James Higgs is an ass. He either doesn’t get the whole concept or, and I think this is more likely, he’s trolling for hits. Tying apps to real world objects has been the core of Apple’s OS designs since the first Mac in ‘84. I LIKE the little touches. The leatherette look, the stitching, the torn page corners. I find they both keep the device from feeling cold and impersonal and they let me know that a real person coded this.  I’ve used digital library systems that just list titles and authors. I’ll take the “wooden” bookcase. It’s just a bit more pleasant to work with.  Maybe James Higgs wants to go back to a dark terminal screen with green letters. That would be even “cleaner”.

FWIW in my last job I did a couple of WiFi deployments for our resorts.  Our general rule was one transmitter in every other room. For example fourth would have transmitters in 401,403,405, 407 then fifth would have them in 501, 503, 505, 507 and so on throughout the building.  Two floors would go into a switch. The lines from the switches would go down to the basement. There we had several Gb feeds coming into the building. One for secure corporate use and one for each tower. We never had complaints about speed.


The ?halo effect? from the iPhone is widely believed to have had an effect on I.T. managers.



Bosco: Having multiple manufacturers and a range of choices in phone sizes, features, price points, etc.

So your mobile phone choice relies on price and how many sizes and/or features are available, and the the idea of fewer restrictions. Even if, over time, there are fewer apps and less chance of updating the phone’s OS?

I wonder if other Android buyers, many of whom say their next phone will be an iPhone, have the same criteria, or if cost (over the length of the contract) is the biggest issue. Or if they were persuaded to Android due to sales spiffs and the larger number of features Android offers over feature phones. Or some mix of these factors?


a, or if cost (over the length of the contract) is the biggest issue

I wonder if the cell market is not as simple as some make it out to be. It isn’t really a measure if whether iPhones or Android phones or whatever is “better”. There is a huge distortion due to the contract. A lot of people will take a phone that is less that their ideal if they can get it free, or even two of then for free as long as they sign a contract. For a lot of people this is far more enticing than a better OS, AppStore, and hardware.
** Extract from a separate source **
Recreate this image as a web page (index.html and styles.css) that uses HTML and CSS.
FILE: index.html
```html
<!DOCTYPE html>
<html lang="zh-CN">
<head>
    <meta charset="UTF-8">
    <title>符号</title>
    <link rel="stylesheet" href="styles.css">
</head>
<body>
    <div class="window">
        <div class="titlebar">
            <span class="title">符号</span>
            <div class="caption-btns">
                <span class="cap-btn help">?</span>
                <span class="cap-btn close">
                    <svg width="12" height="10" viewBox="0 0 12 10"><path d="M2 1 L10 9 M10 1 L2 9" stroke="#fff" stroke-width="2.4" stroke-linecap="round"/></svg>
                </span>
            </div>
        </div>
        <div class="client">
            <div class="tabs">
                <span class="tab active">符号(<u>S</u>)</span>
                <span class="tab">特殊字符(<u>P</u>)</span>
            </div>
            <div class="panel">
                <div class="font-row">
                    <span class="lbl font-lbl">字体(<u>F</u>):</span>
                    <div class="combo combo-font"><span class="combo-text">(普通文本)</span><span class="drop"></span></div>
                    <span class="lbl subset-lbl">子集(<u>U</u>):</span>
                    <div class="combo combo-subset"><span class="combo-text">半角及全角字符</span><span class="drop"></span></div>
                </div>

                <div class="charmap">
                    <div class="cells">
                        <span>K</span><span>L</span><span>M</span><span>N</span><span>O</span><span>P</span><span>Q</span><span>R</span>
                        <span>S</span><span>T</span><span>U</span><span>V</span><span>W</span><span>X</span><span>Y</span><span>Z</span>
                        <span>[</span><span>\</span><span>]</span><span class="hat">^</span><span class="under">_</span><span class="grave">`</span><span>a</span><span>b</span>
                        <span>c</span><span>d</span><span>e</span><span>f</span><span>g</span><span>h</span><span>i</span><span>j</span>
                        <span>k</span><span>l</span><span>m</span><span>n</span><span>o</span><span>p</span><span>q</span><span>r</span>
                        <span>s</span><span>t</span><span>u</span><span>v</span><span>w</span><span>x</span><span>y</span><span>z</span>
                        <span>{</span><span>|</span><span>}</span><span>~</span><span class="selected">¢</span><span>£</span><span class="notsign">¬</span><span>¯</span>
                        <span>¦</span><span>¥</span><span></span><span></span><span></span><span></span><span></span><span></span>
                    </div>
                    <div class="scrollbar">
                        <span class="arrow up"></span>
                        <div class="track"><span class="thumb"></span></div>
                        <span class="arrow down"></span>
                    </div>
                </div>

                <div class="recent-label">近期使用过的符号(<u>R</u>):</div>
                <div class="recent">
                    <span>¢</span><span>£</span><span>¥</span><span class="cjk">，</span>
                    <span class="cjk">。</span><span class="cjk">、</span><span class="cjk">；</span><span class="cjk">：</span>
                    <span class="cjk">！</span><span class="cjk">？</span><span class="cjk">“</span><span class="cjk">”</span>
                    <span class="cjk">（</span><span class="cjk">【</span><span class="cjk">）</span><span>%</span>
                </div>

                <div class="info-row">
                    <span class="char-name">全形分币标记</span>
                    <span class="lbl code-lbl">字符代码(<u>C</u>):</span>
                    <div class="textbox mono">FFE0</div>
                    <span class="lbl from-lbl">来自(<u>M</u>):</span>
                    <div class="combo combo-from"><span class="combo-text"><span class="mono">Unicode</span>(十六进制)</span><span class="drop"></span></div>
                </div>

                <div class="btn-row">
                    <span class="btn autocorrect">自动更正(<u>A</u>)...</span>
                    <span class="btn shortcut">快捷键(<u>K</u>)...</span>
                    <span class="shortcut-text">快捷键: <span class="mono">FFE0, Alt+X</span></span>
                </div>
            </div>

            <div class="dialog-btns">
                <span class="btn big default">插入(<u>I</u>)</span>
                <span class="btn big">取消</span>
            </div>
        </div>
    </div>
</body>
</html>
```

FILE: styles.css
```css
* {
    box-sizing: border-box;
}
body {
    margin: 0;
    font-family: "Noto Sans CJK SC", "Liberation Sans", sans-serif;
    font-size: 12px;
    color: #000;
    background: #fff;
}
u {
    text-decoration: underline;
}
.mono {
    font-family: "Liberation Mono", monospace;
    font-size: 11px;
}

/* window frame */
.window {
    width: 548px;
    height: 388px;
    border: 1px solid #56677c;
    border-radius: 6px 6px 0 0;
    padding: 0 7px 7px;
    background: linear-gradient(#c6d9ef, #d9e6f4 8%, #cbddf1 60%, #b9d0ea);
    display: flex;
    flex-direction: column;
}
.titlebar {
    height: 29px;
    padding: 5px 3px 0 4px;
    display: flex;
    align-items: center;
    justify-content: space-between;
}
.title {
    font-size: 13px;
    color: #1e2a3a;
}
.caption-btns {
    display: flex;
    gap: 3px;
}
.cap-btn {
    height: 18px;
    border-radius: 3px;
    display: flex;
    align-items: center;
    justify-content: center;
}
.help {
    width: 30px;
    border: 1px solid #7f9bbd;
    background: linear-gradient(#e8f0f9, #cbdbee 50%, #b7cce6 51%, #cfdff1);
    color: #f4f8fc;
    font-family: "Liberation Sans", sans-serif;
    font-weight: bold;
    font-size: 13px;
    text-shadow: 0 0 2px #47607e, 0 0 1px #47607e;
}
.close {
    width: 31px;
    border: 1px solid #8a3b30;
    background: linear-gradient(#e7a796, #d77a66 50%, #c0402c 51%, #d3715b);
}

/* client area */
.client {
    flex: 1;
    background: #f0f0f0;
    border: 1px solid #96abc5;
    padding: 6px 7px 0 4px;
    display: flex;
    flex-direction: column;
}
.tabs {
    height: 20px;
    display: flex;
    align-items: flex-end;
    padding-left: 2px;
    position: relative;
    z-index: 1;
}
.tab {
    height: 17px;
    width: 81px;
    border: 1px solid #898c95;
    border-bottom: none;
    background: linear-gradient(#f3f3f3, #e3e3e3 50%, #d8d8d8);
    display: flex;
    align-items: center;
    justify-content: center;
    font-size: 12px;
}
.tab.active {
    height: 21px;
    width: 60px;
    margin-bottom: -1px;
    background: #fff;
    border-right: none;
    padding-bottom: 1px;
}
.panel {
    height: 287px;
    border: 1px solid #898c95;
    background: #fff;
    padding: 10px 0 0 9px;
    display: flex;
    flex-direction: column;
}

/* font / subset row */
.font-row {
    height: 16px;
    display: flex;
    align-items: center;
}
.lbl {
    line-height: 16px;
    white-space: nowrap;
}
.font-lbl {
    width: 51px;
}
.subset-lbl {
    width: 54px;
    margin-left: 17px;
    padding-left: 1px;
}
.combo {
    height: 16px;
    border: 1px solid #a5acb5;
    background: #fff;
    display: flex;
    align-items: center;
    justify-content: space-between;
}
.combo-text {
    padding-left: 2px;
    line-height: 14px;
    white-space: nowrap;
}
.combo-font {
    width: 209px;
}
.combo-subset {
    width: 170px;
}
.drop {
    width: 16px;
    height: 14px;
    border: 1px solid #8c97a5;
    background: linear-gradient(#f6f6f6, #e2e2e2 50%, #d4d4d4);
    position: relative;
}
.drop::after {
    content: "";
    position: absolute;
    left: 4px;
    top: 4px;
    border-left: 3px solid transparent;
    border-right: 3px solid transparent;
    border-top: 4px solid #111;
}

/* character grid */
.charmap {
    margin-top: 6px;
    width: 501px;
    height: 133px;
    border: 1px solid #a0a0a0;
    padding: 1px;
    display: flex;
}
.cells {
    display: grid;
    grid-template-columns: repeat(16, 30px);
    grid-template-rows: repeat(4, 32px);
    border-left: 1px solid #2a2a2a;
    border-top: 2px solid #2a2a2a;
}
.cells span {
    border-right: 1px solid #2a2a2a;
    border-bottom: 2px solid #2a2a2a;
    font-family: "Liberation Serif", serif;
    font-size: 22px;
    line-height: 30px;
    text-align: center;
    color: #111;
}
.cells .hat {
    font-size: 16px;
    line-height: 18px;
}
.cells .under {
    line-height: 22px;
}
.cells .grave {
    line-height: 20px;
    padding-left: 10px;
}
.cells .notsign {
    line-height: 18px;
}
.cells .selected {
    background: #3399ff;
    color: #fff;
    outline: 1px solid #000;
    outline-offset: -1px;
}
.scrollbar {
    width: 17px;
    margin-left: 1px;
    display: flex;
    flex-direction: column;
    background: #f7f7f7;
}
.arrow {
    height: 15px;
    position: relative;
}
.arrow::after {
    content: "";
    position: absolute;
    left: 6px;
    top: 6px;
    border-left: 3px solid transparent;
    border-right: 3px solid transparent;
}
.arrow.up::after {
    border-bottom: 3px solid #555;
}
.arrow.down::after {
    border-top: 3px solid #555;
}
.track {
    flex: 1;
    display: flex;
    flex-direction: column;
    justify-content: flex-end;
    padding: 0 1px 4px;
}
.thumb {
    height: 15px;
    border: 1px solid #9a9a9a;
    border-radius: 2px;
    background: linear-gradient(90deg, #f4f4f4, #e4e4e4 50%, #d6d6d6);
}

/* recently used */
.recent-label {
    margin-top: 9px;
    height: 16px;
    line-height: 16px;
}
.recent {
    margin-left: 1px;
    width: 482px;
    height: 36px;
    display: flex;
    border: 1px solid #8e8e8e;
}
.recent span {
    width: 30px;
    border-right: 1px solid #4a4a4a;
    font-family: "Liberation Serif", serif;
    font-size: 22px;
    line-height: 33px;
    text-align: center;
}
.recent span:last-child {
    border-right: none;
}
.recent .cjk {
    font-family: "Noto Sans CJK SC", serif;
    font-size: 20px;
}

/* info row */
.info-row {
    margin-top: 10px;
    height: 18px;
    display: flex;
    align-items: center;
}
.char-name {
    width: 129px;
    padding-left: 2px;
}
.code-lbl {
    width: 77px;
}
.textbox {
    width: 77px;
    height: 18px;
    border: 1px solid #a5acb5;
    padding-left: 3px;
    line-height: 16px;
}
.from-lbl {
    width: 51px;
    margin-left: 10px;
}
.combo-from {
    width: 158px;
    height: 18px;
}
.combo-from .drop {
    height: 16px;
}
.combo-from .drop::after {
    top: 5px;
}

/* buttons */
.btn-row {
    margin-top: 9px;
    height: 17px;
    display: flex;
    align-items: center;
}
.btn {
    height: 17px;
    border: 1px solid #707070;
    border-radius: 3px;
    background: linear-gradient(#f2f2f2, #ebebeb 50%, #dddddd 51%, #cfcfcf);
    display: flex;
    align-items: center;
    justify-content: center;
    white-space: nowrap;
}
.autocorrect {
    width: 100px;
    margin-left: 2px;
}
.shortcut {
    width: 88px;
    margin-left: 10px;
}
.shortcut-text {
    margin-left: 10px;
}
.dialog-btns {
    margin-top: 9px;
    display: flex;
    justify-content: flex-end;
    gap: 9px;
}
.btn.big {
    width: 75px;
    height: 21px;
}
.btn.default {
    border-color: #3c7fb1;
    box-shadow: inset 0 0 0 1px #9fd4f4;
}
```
It would be interesting to see a breakdown by manufacturer or OS of smart phones for people who buy off contract, that buy the phone outright and then go month to month. This group would be a better measure of the customer appreciation of the OS and hardware.

Bosco (Brad Hutchings)

So your mobile phone choice relies on price and how many sizes and/or features are available, and the the idea of fewer restrictions. Even if, over time, there are fewer apps and less chance of updating the phone?s OS?

Meanwhile, the iPhone 4 you purchased a year ago and have a year left on contract can’t do Siri because Apple won’t even sell it to you. Whatever.

I would caution against relying on surveys of what people say they will do to prop up your esteem about your platform of choice. This same survey has been going on for two years now, since before the first Droid came to Verizon. And guess what. In that time, Android has gone from a blip to more than 2x market share and new sales as iPhone. Do you remember how the Verizon Unicorn was going to change everything? Sure, they sold millions, but all it did was help Apple tread market share water in a growing market. Meanwhile, for example, there are a plethora of bigger-screened Android phones that are just plain easier for people 50 and over to read and use. You can buy your Android phone now and add a 32 GB SD card later rather than absorb the storage costs up front to the tune of $100 or $200. You can stick widgets on your home screen. You can replace your home screen. I could go on and on. And despite what Apple proponents say about these being nerd features, they are things your Mom could probably handle and be delighted by.


Just a quick response to the IRIS 9000, I have got to get one these!

It is now officially on my wish list.